Remy: You're not dying. You smell like it, though.
Christina: Then I want to die.
Remy: It's probably true.
Christina: I slept in a bathtub.
Remy: I noticed.
Christina: I... slept... in a bathtub.
Remy: You're... not... the first.
Christina: It's a first for me. God, where are we?
Remy: The casino.
Christina: Right. Is this what a hangover feels like?
Remy: Headache, dizzy, dry mouth, nauseous and hungry at the same time?
Christina: That about covers it, yes.
Remy: Now you know. It's on the next m-cats.
Alan: It's better out here. You never know when Vanessa or Billy may walk into the house.
Cyrus: Hard to set someone up when his parents are right under your roof.
Grady: Remind me whose side your you're on again.
Cyrus: I took the tape, didn't I?
Alan: Yes, and maybe you should take that tape back to the police station before they realize it's missing.
Grady: Think you can handle that?
Cyrus: There's nothing I wouldn't do to help you, Grady, but I can't frame Bill Lewis.
Grady: What do you care about him?
Cyrus: He's an innocent man.
Alan: An innocent man? He may not have kidnapped Elizabeth...

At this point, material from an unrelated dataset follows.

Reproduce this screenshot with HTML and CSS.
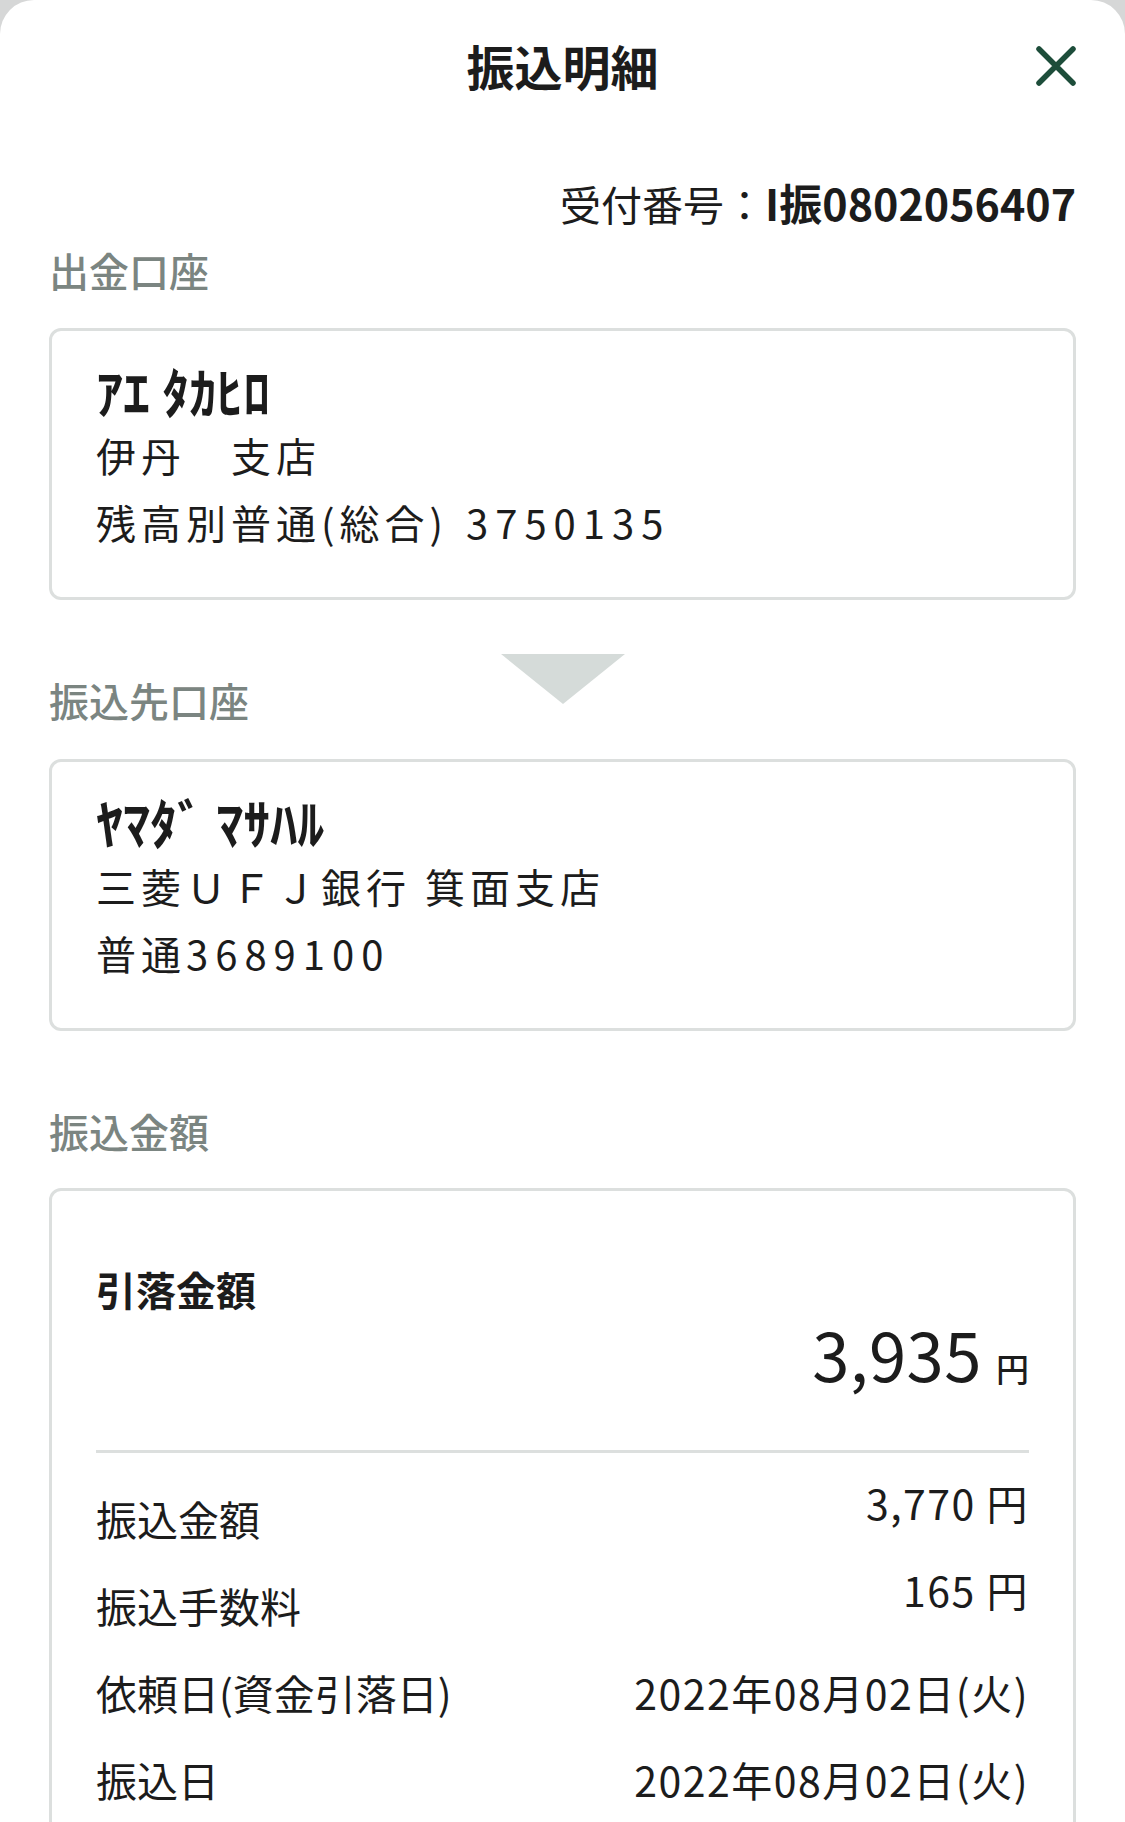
FILE: index.html
```html
<!DOCTYPE html>
<html lang="ja">
<head>
<meta charset="utf-8">
<title>振込明細</title>
<link rel="stylesheet" href="styles.css">
</head>
<body>
<div class="sheet">
  <header class="header">
    <h1 class="title">振込明細</h1>
    <button class="close" aria-label="閉じる">
      <svg viewBox="0 0 46 46" width="46" height="46"><path d="M6 6 L40 40 M40 6 L6 40" stroke="#1d4d3a" stroke-width="5.5" stroke-linecap="round" fill="none"/></svg>
    </button>
  </header>

  <p class="receipt">受付番号：<b>I振0802056407</b></p>

  <h2 class="label label-first">出金口座</h2>
  <section class="card account">
    <p class="name">ｱｴ ﾀｶﾋﾛ</p>
    <p class="line">伊丹　支店</p>
    <p class="line">残高別普通(総合) <span class="num num-gap">3750135</span></p>
  </section>

  <div class="label-row">
    <h2 class="label">振込先口座</h2>
    <span class="arrow"></span>
    <span></span>
  </div>
  <section class="card account">
    <p class="name">ﾔﾏﾀﾞ ﾏｻﾊﾙ</p>
    <p class="line">三菱ＵＦＪ銀行 箕面支店</p>
    <p class="line">普通<span class="num">3689100</span></p>
  </section>

  <h2 class="label label-amount">振込金額</h2>
  <section class="card amount">
    <p class="total-label">引落金額</p>
    <div class="total"><span class="total-num">3,935</span><span class="total-yen">円</span></div>
    <hr class="divider">
    <div class="row"><span class="key">振込金額</span><span class="val up">3,770 円</span></div>
    <div class="row"><span class="key">振込手数料</span><span class="val up">165 円</span></div>
    <div class="row"><span class="key">依頼日(資金引落日)</span><span class="val">2022年08月02日(火)</span></div>
    <div class="row"><span class="key">振込日</span><span class="val">2022年08月02日(火)</span></div>
  </section>
</div>
</body>
</html>
```

FILE: styles.css
```css
html, body {
  margin: 0;
  padding: 0;
}
body {
  background: #d6d7d7;
  font-family: "Noto Sans CJK JP", "Noto Sans", sans-serif;
  color: #1c1c1c;
  width: 1125px;
  height: 1822px;
  overflow: hidden;
}
.sheet {
  background: #ffffff;
  border-radius: 34px 34px 0 0;
  padding: 0 49px;
  height: 1822px;
  box-sizing: border-box;
}
p, h1, h2 {
  margin: 0;
}
.header {
  height: 134px;
  display: flex;
  align-items: center;
  justify-content: center;
  position: relative;
}
.title {
  font-size: 48px;
  font-weight: 700;
  line-height: 60px;
  margin-top: -4px;
  color: #1c1c1c;
}
.close {
  position: absolute;
  right: -3px;
  top: 43px;
  width: 46px;
  height: 46px;
  padding: 0;
  border: 0;
  background: none;
}
.close svg {
  display: block;
}
.receipt {
  margin-top: 38px;
  text-align: right;
  font-size: 41px;
  line-height: 60px;
  color: #1c1c1c;
}
.receipt b {
  font-weight: 700;
  font-size: 43px;
}
.label {
  font-size: 40px;
  font-weight: 500;
  line-height: 56px;
  color: #7b8581;
}
.label-first {
  margin-top: 9px;
}
.card {
  border: 3px solid #dcdfde;
  border-radius: 12px;
  margin-top: 30px;
}
.account {
  padding: 29px 44px 41px;
}
.name {
  font-size: 54px;
  font-weight: 700;
  line-height: 62px;
  letter-spacing: 0;
}
.line {
  font-size: 40px;
  line-height: 67px;
  letter-spacing: 5px;
}
.num {
  letter-spacing: 7px;
}
.num-gap {
  margin-left: 4px;
}
.label-row {
  margin-top: 54px;
  display: grid;
  grid-template-columns: 1fr auto 1fr;
  align-items: start;
}
.label-row .label {
  margin-top: 18px;
}
.label-row + .card {
  margin-top: 31px;
}
.arrow {
  width: 0;
  height: 0;
  border-left: 62px solid transparent;
  border-right: 62px solid transparent;
  border-top: 50px solid #d5dbd9;
}
.label-amount {
  margin-top: 72px;
}
.label-amount + .card {
  margin-top: 29px;
}
.amount {
  padding: 70px 44px 40px;
}
.total-label {
  font-size: 40px;
  font-weight: 700;
  line-height: 56px;
}
.total {
  margin-top: 6px;
  height: 60px;
  display: flex;
  justify-content: flex-end;
  align-items: baseline;
}
.total-num {
  font-size: 67px;
  font-weight: 400;
  line-height: 60px;
  letter-spacing: 0.5px;
}
.total-yen {
  font-size: 33px;
  font-weight: 500;
  line-height: 40px;
  margin-left: 14px;
}
.divider {
  margin: 67px 0 21px;
  border: 0;
  border-top: 3px solid #dcdfde;
  height: 0;
}
.row {
  height: 87px;
  display: flex;
  align-items: center;
  justify-content: space-between;
  font-size: 41px;
  line-height: 56px;
}
.val {
  letter-spacing: 1.5px;
}
.val.up {
  align-self: flex-start;
}
```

Cyrus: May not have? ( Laughs )
Alan: No, but he's made her life miserable and will continue to make her life miserable as long as she lets him.
Cyrus: He's in a coma.
Alan: Yes, and she continues to sit beside his bed reading him romance novels.
Cyrus: She loves him. You remember what that feels like don't you?
Mel: Congratulations.
Remy: Here we go.
Mel: What? There are worse things in the world than being married to that girl.
Remy: You told me you don't like her.
Mel: Yeah, I told you I don't like her, because if I told you I liked her, you would have ran the other way. She's a good catch. She's smart, she's ambitious, she could be good for you.
Remy: So you want me to stay with a girl, stay married to a girl I've only known for, like, a couple weeks?
Mel: I'm not saying that going into a drunken marriage was good judgment, but I'm saying don't cut off your nose to spite your face.
Remy: It's a stupid expression.
Mel: Who knows? You guys could be made for each other. I mean, you already argue like a married couple.
Remy: Get the annulment or I'll find a new sister.